Clinical validity and accuracy in a real and clinically relevant situation

In vivo, samples and conditions of use may not be as perfect as in vitro, either concerning technical validity of a test or accuracy.

Clinical performance should be demonstrated in suitable studies, being prospective, blinded for participants and staff, and applied in a standard routine care. All efforts should be made to avoid significant biases and results should report sensitivity, specificity, positive and negative predictive values (PPV and NPV), and likelihood ratios. This often requires a non-selection study design, where test is performed but clinical decisions are not altered based on test results, allowing to establish key parameters including PPV and NPV). A non-selection approach is especially necessary when performing validation of PGT-A platforms.

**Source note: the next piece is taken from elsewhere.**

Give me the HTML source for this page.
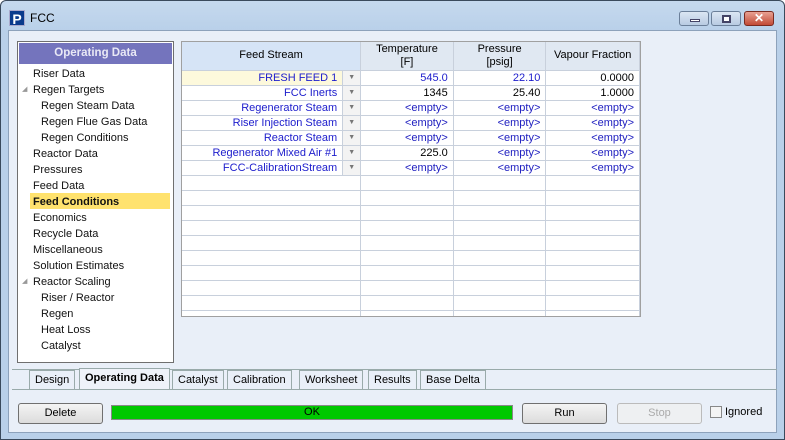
<!DOCTYPE html>
<html><head><style>
*{box-sizing:border-box;margin:0;padding:0}
body{width:785px;height:440px;overflow:hidden;font-family:"Liberation Sans",sans-serif;font-size:11px;background:#fff;position:relative}
.frame{position:absolute;left:0;top:0;width:785px;height:440px;border:1px solid #3a4a5c;border-radius:6px 6px 0 0;background:linear-gradient(#c5d9ee,#b9d0e9 30px);}
.content{position:absolute;left:8px;top:30px;width:769px;height:403px;background:#e9eff8;border:1px solid #8da2bb}
.abs{position:absolute}
.nav{left:17px;top:41px;width:157px;height:322px;background:#fff;border:1px solid #6f6f6f}
.navh{position:absolute;left:1px;top:1px;width:153px;height:21px;background:#7474bd;color:#e9e9f5;font-weight:bold;text-align:center;line-height:21px;font-size:11.5px}
.ni{position:absolute;height:16px;line-height:16px;font-size:11px;color:#111}
.grid{left:181px;top:41px;width:460px;height:276px;background:#fff;border:1px solid #a0a0a0;overflow:hidden}
table{border-collapse:collapse;position:absolute;left:0;top:0}
td{border-right:1px solid #c8d0dc;border-bottom:1px solid #c8d0dc;height:15px;padding:0 5px;text-align:right;font-size:11px;white-space:nowrap}
th{font-weight:normal;background:#e0e8f2;border-right:1px solid #c8d0dc;border-bottom:1px solid #c8d0dc;height:28px;font-size:11px;line-height:13px}
.b{color:#1c1ccc}.e{color:#2020c0}
.dd{padding:0;width:18px;background:#f3f3f3;text-align:center;color:#777;font-size:7px}
.tab{position:absolute;top:370px;height:19px;line-height:18px;border:1px solid #9aa;border-bottom:none;padding:0 5px;font-size:11px;background:#e9eff8}
.btn{position:absolute;top:403px;height:21px;border:1px solid #707070;border-radius:3px;background:linear-gradient(#f4f4f4,#dcdcdc);text-align:center;line-height:19px;font-size:11px}
.wb{position:absolute;top:11px;height:15px;border:1px solid #6b7f99;border-radius:3px;background:linear-gradient(#dbe6f3,#b8cbe2)}
</style></head><body>
<div class="frame"></div>
<div class="abs" style="left:9px;top:10px;width:16px;height:16px;background:#0a3a8c;color:#fff;font-weight:bold;font-size:14px;line-height:16px;text-align:center;border:1px solid #aac">P</div>
<div class="abs" style="left:30px;top:10px;font-size:12px;line-height:16px">FCC</div>
<div class="wb" style="left:679px;width:30px"><div class="abs" style="left:10px;top:7px;width:10px;height:3px;background:#fff;border:1px solid #446"></div></div>
<div class="wb" style="left:711px;width:30px"><div class="abs" style="left:10px;top:3px;width:9px;height:8px;border:2px solid #446;background:#fff"></div></div>
<div class="wb" style="left:744px;width:30px;background:linear-gradient(#e8a193,#c24a36);border-color:#7a2a20;color:#fff;text-align:center;font-weight:bold;font-size:12px;line-height:13px">✕</div>
<div class="content"></div>
<div class="abs nav">
<div class="navh">Operating Data</div>
<div class="abs" style="left:12px;top:151px;width:140px;height:16px;background:#ffe26e"></div>
<div class="ni" style="left:15px;top:24px">Riser Data</div>
<div class="ni" style="left:4px;top:40px;color:#999;font-size:7px">◢</div>
<div class="ni" style="left:15px;top:40px">Regen Targets</div>
<div class="ni" style="left:23px;top:56px">Regen Steam Data</div>
<div class="ni" style="left:23px;top:72px">Regen Flue Gas Data</div>
<div class="ni" style="left:23px;top:88px">Regen Conditions</div>
<div class="ni" style="left:15px;top:104px">Reactor Data</div>
<div class="ni" style="left:15px;top:120px">Pressures</div>
<div class="ni" style="left:15px;top:136px">Feed Data</div>
<div class="ni" style="left:15px;top:152px;font-weight:bold">Feed Conditions</div>
<div class="ni" style="left:15px;top:168px">Economics</div>
<div class="ni" style="left:15px;top:184px">Recycle Data</div>
<div class="ni" style="left:15px;top:200px">Miscellaneous</div>
<div class="ni" style="left:15px;top:216px">Solution Estimates</div>
<div class="ni" style="left:4px;top:232px;color:#999;font-size:7px">◢</div>
<div class="ni" style="left:15px;top:232px">Reactor Scaling</div>
<div class="ni" style="left:23px;top:248px">Riser / Reactor</div>
<div class="ni" style="left:23px;top:264px">Regen</div>
<div class="ni" style="left:23px;top:280px">Heat Loss</div>
<div class="ni" style="left:23px;top:296px">Catalyst</div>
</div>
<div class="abs grid"><table>
<tr><th colspan="2" style="width:179px;background:#d6e4f6">Feed Stream</th><th style="width:93px">Temperature<br>[F]</th><th style="width:93px">Pressure<br>[psig]</th><th style="width:94px">Vapour Fraction</th></tr>
<tr><td class="b" style="width:161px;background:#fdf9dc">FRESH FEED 1</td><td class="dd">▼</td><td class="b">545.0</td><td class="b">22.10</td><td>0.0000</td></tr>
<tr><td class="b">FCC Inerts</td><td class="dd">▼</td><td>1345</td><td>25.40</td><td>1.0000</td></tr>
<tr><td class="b">Regenerator Steam</td><td class="dd">▼</td><td class="e">&lt;empty&gt;</td><td class="e">&lt;empty&gt;</td><td class="e">&lt;empty&gt;</td></tr>
<tr><td class="b">Riser Injection Steam</td><td class="dd">▼</td><td class="e">&lt;empty&gt;</td><td class="e">&lt;empty&gt;</td><td class="e">&lt;empty&gt;</td></tr>
<tr><td class="b">Reactor Steam</td><td class="dd">▼</td><td class="e">&lt;empty&gt;</td><td class="e">&lt;empty&gt;</td><td class="e">&lt;empty&gt;</td></tr>
<tr><td class="b">Regenerator Mixed Air #1</td><td class="dd">▼</td><td>225.0</td><td class="e">&lt;empty&gt;</td><td class="e">&lt;empty&gt;</td></tr>
<tr><td class="b">FCC-CalibrationStream</td><td class="dd">▼</td><td class="e">&lt;empty&gt;</td><td class="e">&lt;empty&gt;</td><td class="e">&lt;empty&gt;</td></tr>
<tr><td colspan="2"></td><td></td><td></td><td></td></tr>
<tr><td colspan="2"></td><td></td><td></td><td></td></tr>
<tr><td colspan="2"></td><td></td><td></td><td></td></tr>
<tr><td colspan="2"></td><td></td><td></td><td></td></tr>
<tr><td colspan="2"></td><td></td><td></td><td></td></tr>
<tr><td colspan="2"></td><td></td><td></td><td></td></tr>
<tr><td colspan="2"></td><td></td><td></td><td></td></tr>
<tr><td colspan="2"></td><td></td><td></td><td></td></tr>
<tr><td colspan="2"></td><td></td><td></td><td></td></tr>
<tr><td colspan="2"></td><td></td><td></td><td></td></tr>
<tr><td colspan="2"></td><td></td><td></td><td></td></tr>
</table></div>
<div class="abs" style="left:12px;top:369px;width:765px;height:1px;background:#9aa"></div>
<div class="tab" style="left:29px">Design</div>
<div class="tab" style="left:79px;top:368px;height:22px;background:#eef2f9;font-weight:bold">Operating Data</div>
<div class="tab" style="left:172px">Catalyst</div>
<div class="tab" style="left:227px">Calibration</div>
<div class="tab" style="left:299px">Worksheet</div>
<div class="tab" style="left:368px">Results</div>
<div class="tab" style="left:420px">Base Delta</div>
<div class="abs" style="left:12px;top:389px;width:765px;height:1px;background:#9aa"></div>
<div class="btn" style="left:18px;width:85px">Delete</div>
<div class="abs" style="left:111px;top:405px;width:402px;height:15px;background:#00c800;border:1px solid #888;text-align:center;line-height:13px;font-size:11px">OK</div>
<div class="btn" style="left:522px;width:85px">Run</div>
<div class="btn" style="left:617px;width:85px;color:#aaa;border-color:#bbb;background:#eef0f2">Stop</div>
<div class="abs" style="left:710px;top:406px;width:12px;height:12px;border:1px solid #888;background:#f4f4f4"></div>
<div class="abs" style="left:725px;top:406px;font-size:11px">Ignored</div>
</body></html>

Ideal tests would present a high sensitivity, identifying a high percentage of truly affected individuals, and a high specificity, so as to not give false positive results. For some tests, it may be preferable to have an emphasis on a high sensitivity or a high specificity.

Factors as disease stage, clinical or demographical characteristics, measurement errors and disease prevalence (which highly affects predictive values) must be considered.

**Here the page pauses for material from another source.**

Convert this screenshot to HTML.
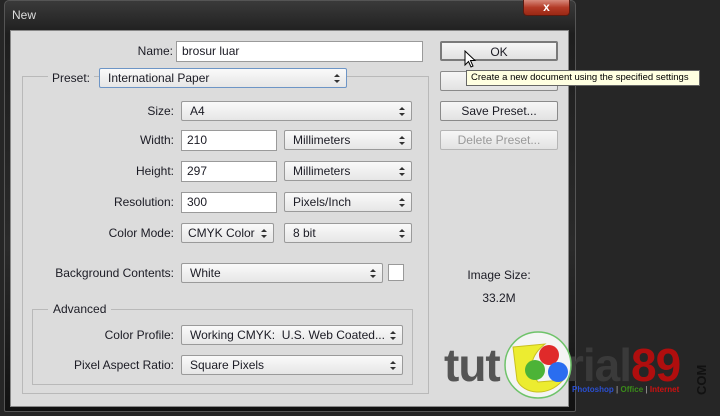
<!DOCTYPE html><html><head><style>
*{margin:0;padding:0;box-sizing:border-box}
body{width:720px;height:416px;background:#262626;position:relative;overflow:hidden;font-family:"Liberation Sans",sans-serif;font-size:12px;color:#1b1b24}
.a{position:absolute}
.frame{left:4px;top:0;width:572px;height:412px;background:linear-gradient(180deg,#3a3a3a,#1e1e1e 8%,#2a2a2a 60%,#111);border:1px solid #555;border-radius:5px 5px 2px 2px}
.panel{left:10px;top:30px;width:559px;height:377px;background:#dcdcdc;border:1px solid #888}
.lbl{text-align:right;line-height:20px;height:20px}
.in{background:#fff;border:1px solid #9a9a9a;line-height:19px;padding-left:5px;height:21px}
.sel{background:linear-gradient(#fafafa,#e6e6e6);border:1px solid #9a9a9a;border-radius:2px;line-height:18px;padding-left:8px;height:20px;white-space:nowrap}
.sel:after{content:"";position:absolute;right:6px;top:5px;width:0;height:0;border-left:3px solid transparent;border-right:3px solid transparent;border-bottom:3px solid #333;}
.sel:before{content:"";position:absolute;right:6px;top:11px;width:0;height:0;border-left:3px solid transparent;border-right:3px solid transparent;border-top:3px solid #333;}
.btn{background:linear-gradient(#f6f6f6,#e2e2e2);border:1px solid #8a8a8a;border-radius:2px;text-align:center;line-height:18px;height:20px;width:118px;left:440px}
.box{border:1px solid #b9b9b9}
</style></head><body>
<div class="a frame"></div>
<div class="a" style="left:12px;top:8px;color:#ddd;font-size:12px">New</div>
<div class="a" style="left:523px;top:0;width:47px;height:16px;background:linear-gradient(#d88a7c,#b33a26 50%,#9a2814);border:1px solid #5a1a10;border-top:none;border-radius:0 0 4px 4px;color:#fff;text-align:center;font-weight:bold;line-height:14px">x</div>
<div class="a panel"></div>
<div class="a box" style="left:22px;top:76px;width:407px;height:318px"></div>
<div class="a box" style="left:32px;top:309px;width:381px;height:76px"></div>
<div class="a" style="left:48px;top:301px;background:#dcdcdc;padding:0 5px;line-height:16px">Advanced</div>

<div class="a lbl" style="left:60px;top:41px;width:113px">Name:</div>
<div class="a in" style="left:176px;top:41px;width:247px">brosur luar</div>
<div class="a" style="left:48px;top:68px;padding:0 4px;background:#dcdcdc;line-height:20px;height:20px">Preset:</div>
<div class="a sel" style="left:99px;top:68px;width:248px;border-color:#6d95c6">International Paper</div>

<div class="a lbl" style="left:60px;top:101px;width:114px">Size:</div>
<div class="a sel" style="left:181px;top:101px;width:231px">A4</div>
<div class="a lbl" style="left:60px;top:130px;width:114px">Width:</div>
<div class="a in" style="left:181px;top:130px;width:96px">210</div>
<div class="a sel" style="left:284px;top:130px;width:128px">Millimeters</div>
<div class="a lbl" style="left:60px;top:161px;width:114px">Height:</div>
<div class="a in" style="left:181px;top:161px;width:96px">297</div>
<div class="a sel" style="left:284px;top:161px;width:128px">Millimeters</div>
<div class="a lbl" style="left:60px;top:192px;width:114px">Resolution:</div>
<div class="a in" style="left:181px;top:192px;width:96px">300</div>
<div class="a sel" style="left:284px;top:192px;width:128px">Pixels/Inch</div>
<div class="a lbl" style="left:60px;top:223px;width:114px">Color Mode:</div>
<div class="a sel" style="left:181px;top:223px;width:93px;padding-left:6px">CMYK Color</div>
<div class="a sel" style="left:284px;top:223px;width:128px">8 bit</div>
<div class="a lbl" style="left:40px;top:263px;width:134px">Background Contents:</div>
<div class="a sel" style="left:181px;top:263px;width:202px">White</div>
<div class="a" style="left:388px;top:264px;width:16px;height:17px;background:#fff;border:1px solid #999"></div>
<div class="a lbl" style="left:40px;top:325px;width:134px">Color Profile:</div>
<div class="a sel" style="left:181px;top:325px;width:222px">Working CMYK:&nbsp; U.S. Web Coated...</div>
<div class="a lbl" style="left:40px;top:355px;width:134px">Pixel Aspect Ratio:</div>
<div class="a sel" style="left:181px;top:355px;width:222px">Square Pixels</div>

<div class="a btn" style="top:41px;border:2px solid #7a7a7a">OK</div>
<div class="a btn" style="top:71px"></div>
<div class="a btn" style="top:101px">Save Preset...</div>
<div class="a btn" style="top:130px;color:#999;border-color:#b5b5b5">Delete Preset...</div>
<div class="a" style="left:466px;top:70px;width:234px;height:16px;background:#ffffe1;border:1px solid #666;font-size:9.5px;line-height:14px;padding-left:4px;color:#000;white-space:nowrap;overflow:hidden">Create a new document using the specified settings</div>
<svg class="a" style="left:464px;top:50px" width="14" height="20"><path d="M1 1 L1 15 L4.5 11.5 L7 17 L9 16 L6.5 10.5 L11 10.5 Z" fill="#fff" stroke="#000" stroke-width="1"/></svg>
<div class="a" style="left:440px;top:268px;width:118px;text-align:center">Image Size:</div>
<div class="a" style="left:440px;top:291px;width:118px;text-align:center">33.2M</div>

<div class="a" style="left:444px;top:342px;font-size:46px;font-weight:bold;color:#555;letter-spacing:-1px;line-height:46px">tut</div>
<div class="a" style="left:566px;top:342px;font-size:46px;font-weight:bold;color:#3a3a3a;letter-spacing:-1px;line-height:46px">rial<span style="color:#b00e0e">89</span></div>
<div class="a" style="left:695px;top:395px;font-size:13px;font-weight:bold;color:#111;transform:rotate(-90deg);transform-origin:left top;line-height:14px">COM</div>
<div class="a" style="left:572px;top:385px;font-size:8px;font-weight:bold;white-space:nowrap"><span style="color:#2a4fd0">Photoshop</span> <span style="color:#888">|</span> <span style="color:#3a8a1a">Office</span> <span style="color:#888">|</span> <span style="color:#d01010">Internet</span></div>
<svg class="a" style="left:503px;top:330px" width="70" height="70"><circle cx="35" cy="35" r="33" fill="#f4f4f4" stroke="#6fc36a" stroke-width="1.5"/><path d="M10 17 L42 14 C28 25 24 40 35 52 L60 50 C45 68 20 64 14 50 Z" fill="#ecec30" stroke="#c9c020"/><circle cx="46" cy="25" r="10" fill="#e02a2a"/><circle cx="32" cy="40" r="10" fill="#4cb337"/><circle cx="55" cy="42" r="10" fill="#2a6df0"/></svg>
</body></html>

How good is good enough? It depends on the consequences derived from the test if the incorrect results are delivered.

As a rule, a very specific test is chosen when you can to some extent “accept” false negative results in order to ensure that a patient really has a disease. For a test to detect a disease that, when positive, treatment present risks, is serious and practically incurable, or leads to economic and psychological trauma, high positive predictive value is recommended.

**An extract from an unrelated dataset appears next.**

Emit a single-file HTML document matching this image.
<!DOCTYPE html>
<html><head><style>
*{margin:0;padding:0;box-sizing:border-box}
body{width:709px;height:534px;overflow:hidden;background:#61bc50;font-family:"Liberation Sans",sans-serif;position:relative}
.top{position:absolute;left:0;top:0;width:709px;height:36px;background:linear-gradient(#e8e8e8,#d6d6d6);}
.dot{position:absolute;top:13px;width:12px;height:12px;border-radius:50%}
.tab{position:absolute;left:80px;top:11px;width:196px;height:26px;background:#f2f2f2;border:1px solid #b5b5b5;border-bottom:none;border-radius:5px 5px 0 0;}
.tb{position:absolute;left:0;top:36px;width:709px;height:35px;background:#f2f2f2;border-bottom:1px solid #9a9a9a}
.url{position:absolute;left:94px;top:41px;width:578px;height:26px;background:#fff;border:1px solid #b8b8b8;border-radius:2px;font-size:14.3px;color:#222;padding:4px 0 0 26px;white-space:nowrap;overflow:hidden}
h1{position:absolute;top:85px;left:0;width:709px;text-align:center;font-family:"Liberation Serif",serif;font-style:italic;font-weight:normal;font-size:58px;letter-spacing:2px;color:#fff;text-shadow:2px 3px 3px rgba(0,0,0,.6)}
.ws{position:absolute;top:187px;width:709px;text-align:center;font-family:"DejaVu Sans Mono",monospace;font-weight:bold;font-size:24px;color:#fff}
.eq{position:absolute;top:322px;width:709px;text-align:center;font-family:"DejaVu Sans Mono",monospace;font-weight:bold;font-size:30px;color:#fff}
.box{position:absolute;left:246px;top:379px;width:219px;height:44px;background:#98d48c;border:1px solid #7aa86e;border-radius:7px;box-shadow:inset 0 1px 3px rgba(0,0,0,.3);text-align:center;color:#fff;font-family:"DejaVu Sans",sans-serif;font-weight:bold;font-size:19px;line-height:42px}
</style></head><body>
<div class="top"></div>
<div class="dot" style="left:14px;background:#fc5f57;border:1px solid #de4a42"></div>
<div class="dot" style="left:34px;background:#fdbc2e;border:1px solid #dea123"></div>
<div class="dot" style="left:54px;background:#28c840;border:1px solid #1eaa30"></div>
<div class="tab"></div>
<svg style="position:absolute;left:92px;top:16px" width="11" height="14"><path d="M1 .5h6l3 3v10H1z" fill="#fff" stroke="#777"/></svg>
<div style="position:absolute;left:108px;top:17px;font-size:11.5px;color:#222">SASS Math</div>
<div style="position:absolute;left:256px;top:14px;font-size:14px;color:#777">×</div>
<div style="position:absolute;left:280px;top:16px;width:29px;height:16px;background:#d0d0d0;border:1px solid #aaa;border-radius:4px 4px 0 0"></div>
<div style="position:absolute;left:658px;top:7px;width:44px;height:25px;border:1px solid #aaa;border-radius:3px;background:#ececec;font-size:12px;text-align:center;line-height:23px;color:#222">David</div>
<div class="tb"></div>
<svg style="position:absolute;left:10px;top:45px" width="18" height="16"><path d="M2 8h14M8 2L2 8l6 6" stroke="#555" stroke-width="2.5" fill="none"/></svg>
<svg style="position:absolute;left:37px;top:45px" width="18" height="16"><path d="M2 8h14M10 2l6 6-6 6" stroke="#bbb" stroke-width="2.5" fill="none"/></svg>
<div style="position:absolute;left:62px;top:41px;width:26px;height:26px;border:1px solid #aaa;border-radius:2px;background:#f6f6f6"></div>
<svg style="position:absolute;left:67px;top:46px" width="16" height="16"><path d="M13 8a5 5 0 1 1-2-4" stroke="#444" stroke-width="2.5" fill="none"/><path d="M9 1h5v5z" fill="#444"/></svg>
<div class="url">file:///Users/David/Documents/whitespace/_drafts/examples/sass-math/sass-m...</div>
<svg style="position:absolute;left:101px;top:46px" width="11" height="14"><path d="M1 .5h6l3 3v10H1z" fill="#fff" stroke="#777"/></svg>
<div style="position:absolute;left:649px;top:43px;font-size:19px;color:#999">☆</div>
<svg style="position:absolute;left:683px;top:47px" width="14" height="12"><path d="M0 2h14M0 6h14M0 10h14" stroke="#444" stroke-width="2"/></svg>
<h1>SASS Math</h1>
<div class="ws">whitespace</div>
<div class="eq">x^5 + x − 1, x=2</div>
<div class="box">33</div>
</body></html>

On the other hand, a very sensitive test is chosen when you can accept some false positives instead of false negatives–that is, you want the number of undetected true disease states to be minimal. It is the case when the disease is serious but treatable. Unfortunately, we have a current example with the COVID-19 pandemic, where it is important to use a highly sensitive test: all sick must be detected and isolated.


Evaluation of the effect of using the test on clinically important outcomes for the patients:

In order to decide when to incorporate a diagnostic test into routine practice, one must first confirm that there is clinical improvement provided by its use compared with the routine practice.

The preferred design to quantify the impact of using a test on patients’ health is the randomized controlled trial, where one group will undergo the test of interest and be managed according to the results, while other group will be treated as per current protocols. Once it has been determined how much improvement vs. standard of care is clinically relevant, study population is chosen and patients are enrolled.

Intervention studies should not be carried out without first having defined predictive values.

If successful, performance evaluation of a diagnostic test is a continuous process by which data are re-assessed to prove the scientific validity, analytical and clinical performance for its intended purpose and providing clues about the differential performance on specific patient groups and laboratories.

In the end, anything we apply to patients and to the public should be beneficial for them and should do no harm nor lead to unnecessary economic burden.

Unfortunately, in our field it is common to find many studies with low quality evidence and the commercialization of a myriad of tests (the recently tagged as “add-ons”). Many of these tests did not go through the complete validation process applied for many other diagnostic tools routinely utilized in other biomedical specialties.

This surely explains the disappointing application of many diagnostic tool in our specialty to clinical practice. In order to extend excellent care towards our patients, excellence in research and development is mandatory.


Author: Nicolás Garrido M.SC., PH.D.